Nova-iorquino de 37 anos, é casado com uma repórter da CNN.
Ex-jornalista, hoje escritor de sucesso, acaba de vender para o cinema os direitos de seu último livro,
"O Intruso", que está chegando
às livrarias brasileiras.
Nesta entrevista concedida na
quarta-feira, por telefone, de Nova
York, Blauner fala sobre seu processo de trabalho e a relação entre
literatura e cinema.
Folha - Quando e como o sr. resolveu ser escritor?
Peter Blauner - Sou de Nova
York, cresci aqui e sempre quis escrever sobre a vida real, o estado
das coisas em Nova York.
Quando saí da faculdade, decidi
trabalhar como jornalista para ganhar a vida, mas principalmente
para conhecer a vida de outras
pessoas, não ficar escrevendo e
reescrevendo a minha própria biografia, como muitos escritores fazem.
Trabalhei na "New York Magazine" por dez anos, mas a idéia
sempre foi colher material e desenvolver minha capacidade de escrever. Até que chegou um ponto
em que pensei: "Ou você salta fora
agora e vai escrever, ou segue em
frente e, quando chegar aos 50, vai
olhar para trás e pensar que devia
ter caído fora quando era tempo".
Folha - Quando foi isso?
Blauner - Eu tinha 28 anos.
Meu primeiro livro foi sobre um
agente da condicional de NY,
"Slow Motion Riot" (que ganhou
o Prêmio Edgar de melhor novela
de estréia, espécie de Oscar para a
literatura policial e de suspense).
Como jornalista, eu estava fazendo uma reportagem sobre a situação de agentes da condicional,
e aquilo me pareceu ter um bom
apelo para uma história. Então, saí
da revista e trabalhei como voluntário no Departamento de Condicional por seis meses.
Depois, escrevi "The Cassino
Moon", sobre a máfia do jogo.
Procuro escrever sobre pessoas
que vivem à margem da sociedade,
onde acho que está o verdadeiro
drama. Elas só têm duas opções:
trabalhar como desgraçadas para
tentar voltar à sociedade ou criar
um mundo marginal, como as que
vivem nos subterrâneos de NY.
Folha - Esses miseráveis ganham
o primeiro plano em "O Intruso".
Como surgiu a idéia para o livro?
Blauner - Eu estava passeando
com meu filho em Manhattan,
quando passei pela H & H Bagels,
uma loja de bagels (pãozinho judaico) na esquina da Broadway
com a 80. Empurrava o carrinho
de bebê quando um sem-teto pula
na minha frente, arma um soco e
começa a berrar: "Pode chamar a
polícia, eu vou te matar!"
Ia me defender, já estava pronto
para agredir o sujeito, mas pensei:
"Espera aí, estou com meu filho,
isso é ridículo, vou sair daqui".
Saí, não aconteceu nada. Mas fiquei pensando que aquilo poderia
ser material para uma história: a
resposta das pessoas de classe média à violência nas ruas.

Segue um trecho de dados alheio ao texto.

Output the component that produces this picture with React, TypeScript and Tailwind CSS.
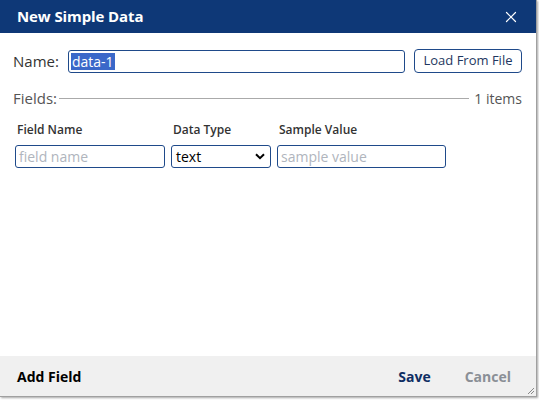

Comecei a escrever e achei que o
personagem, o advogado, era
muito quadrado, a história estava
meio fora de foco. Resolvi dar
mais importância para o sem-teto,
acho que ele é o principal personagem.
Folha - Na pesquisa para o livro,
o sr. foi trabalhar em um abrigo
para sem-teto.
Blauner - Trabalhei por um
ano, mais ou menos. Para ter essa
experiência, para entender como
pensam essas pessoas, ver como é
sair de um mundo para outro. Você vive em uma casa, tem trabalho
e, de repente, fica sem emprego,
sem casa, na rua -o processo psicológico é interessante.
Folha - Nessa pesquisa, enfrentou algum tipo de problema?
Blauner - No abrigo, não. Mas
tive nas pesquisas de rua, quando
fui ver como viviam as pessoas que
moravam nos subterrâneos. Um
deles pulou na minha frente e perguntou: "Você perdeu alguma
coisa aqui? Então, te manda". E
começou a jogar coisas em mim.
Minha sorte é que ele não tinha
boa pontaria. Terminei o trabalho
mais cedo naquele dia.
Folha - O sr. já vendeu os direitos
do livro para o cinema. Não teme o
que pode acontecer? Um trabalho
que lembra o seu, "A Fogueira das
Vaidades", é um bom livro que resultou em um filme ruim.
Blauner - Talvez um dos piores
filmes de todos os tempos. Eu desejo sorte para os produtores do
filme. Para mim, livros são livros e
filmes, filmes. O livro é minha responsabilidade. Se você gostar, me
cumprimente. Se não, soque meu
nariz. Eu respondo por ele.
Folha - Então, não há envolvimento seu no projeto?
Blauner - É, eu acho que eles
gostariam que eu mantivesse uma
distância respeitável do trabalho
deles.
Folha - Com seus livros e a venda
dos direitos para o cinema, já deu
para enriquecer?
Blauner - Posso viver como um
escritor e fico satisfeito com isso.
Eu tenho sorte. Muitos escritores
melhores que eu nunca conseguiram chegar a esse ponto.